Participants commented on the lack of gender balance among the attendees and complained that not all the arab countries were represented. Some of the participants raised the point that the objective of the workshop and the participants' background was not very clear from the invitation email.
On the other hand, participants praised all the logistical aspects: hotel, location, workshop space, food and particularly the outings since they were open for more people, announced on Twitter, the LUG website and to few friends, so the participants had the chance to meet even more interesting people with the same concerns. The whole group agreed that the mix of hard core techies with artists and media practitioners enriched the discussions, and that the limited number of the participants allowed for equal interactions from all. Participants praised the variety of topics and information shared, the discussion facilitation and pointed out that the discussions were positive about what can be achieved, not just about challenges and obstacles.

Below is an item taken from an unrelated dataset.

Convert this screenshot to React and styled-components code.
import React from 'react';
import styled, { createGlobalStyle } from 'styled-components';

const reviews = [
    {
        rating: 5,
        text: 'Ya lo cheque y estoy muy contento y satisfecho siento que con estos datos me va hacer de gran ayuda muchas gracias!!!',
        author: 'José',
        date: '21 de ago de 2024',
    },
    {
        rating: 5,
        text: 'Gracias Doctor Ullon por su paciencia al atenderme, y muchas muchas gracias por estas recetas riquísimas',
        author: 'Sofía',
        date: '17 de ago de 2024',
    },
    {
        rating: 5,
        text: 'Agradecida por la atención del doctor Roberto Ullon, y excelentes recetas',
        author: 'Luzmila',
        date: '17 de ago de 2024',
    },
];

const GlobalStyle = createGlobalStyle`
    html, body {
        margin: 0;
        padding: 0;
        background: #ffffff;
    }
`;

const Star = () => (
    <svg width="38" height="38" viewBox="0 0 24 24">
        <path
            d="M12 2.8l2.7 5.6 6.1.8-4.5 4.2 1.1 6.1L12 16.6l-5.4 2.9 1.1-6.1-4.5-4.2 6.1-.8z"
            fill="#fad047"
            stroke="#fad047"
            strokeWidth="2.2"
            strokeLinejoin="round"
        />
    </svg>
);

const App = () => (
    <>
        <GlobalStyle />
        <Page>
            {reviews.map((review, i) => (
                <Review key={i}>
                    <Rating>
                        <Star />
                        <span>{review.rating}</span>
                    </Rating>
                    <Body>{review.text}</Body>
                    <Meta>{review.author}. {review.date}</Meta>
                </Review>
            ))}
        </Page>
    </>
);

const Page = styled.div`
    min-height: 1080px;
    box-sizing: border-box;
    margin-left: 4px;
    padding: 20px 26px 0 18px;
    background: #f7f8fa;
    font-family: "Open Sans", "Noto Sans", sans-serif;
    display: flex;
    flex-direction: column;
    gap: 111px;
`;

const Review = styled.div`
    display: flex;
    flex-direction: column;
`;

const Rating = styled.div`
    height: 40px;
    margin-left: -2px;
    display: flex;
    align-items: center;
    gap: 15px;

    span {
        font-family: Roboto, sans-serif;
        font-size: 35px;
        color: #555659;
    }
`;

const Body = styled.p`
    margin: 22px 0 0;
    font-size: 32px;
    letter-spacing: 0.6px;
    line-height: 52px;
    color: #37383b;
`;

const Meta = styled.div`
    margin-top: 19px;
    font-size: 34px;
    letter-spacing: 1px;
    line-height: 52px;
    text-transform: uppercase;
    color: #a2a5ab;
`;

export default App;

Through feedback from the participants, all agreed that such an event should be repeated. Whether to repeat it exactly the way it was organized, repeat it with a more specific agenda, or repeat it with open invitations and more attendees; suggestions varied but had an Arab techies informal gathering in common.
All participants were committed to share any information and resources they have with the rest of the group, and to collaborate with each other on future projects. There is an obvious need to build a community out of the workshop participants who have so much in common, extending its membership to more Arab techies who fit the same profile, to share resources, and collaborate on common problems and missing tools.
In the last session, the grouped discussed having an appointed community coordinator to document activities, keep up with members' news and projects, delegate tasks and follow up on members' participation, and on tasks that were assigned to them, etc. The idea gained approval from all the attendees.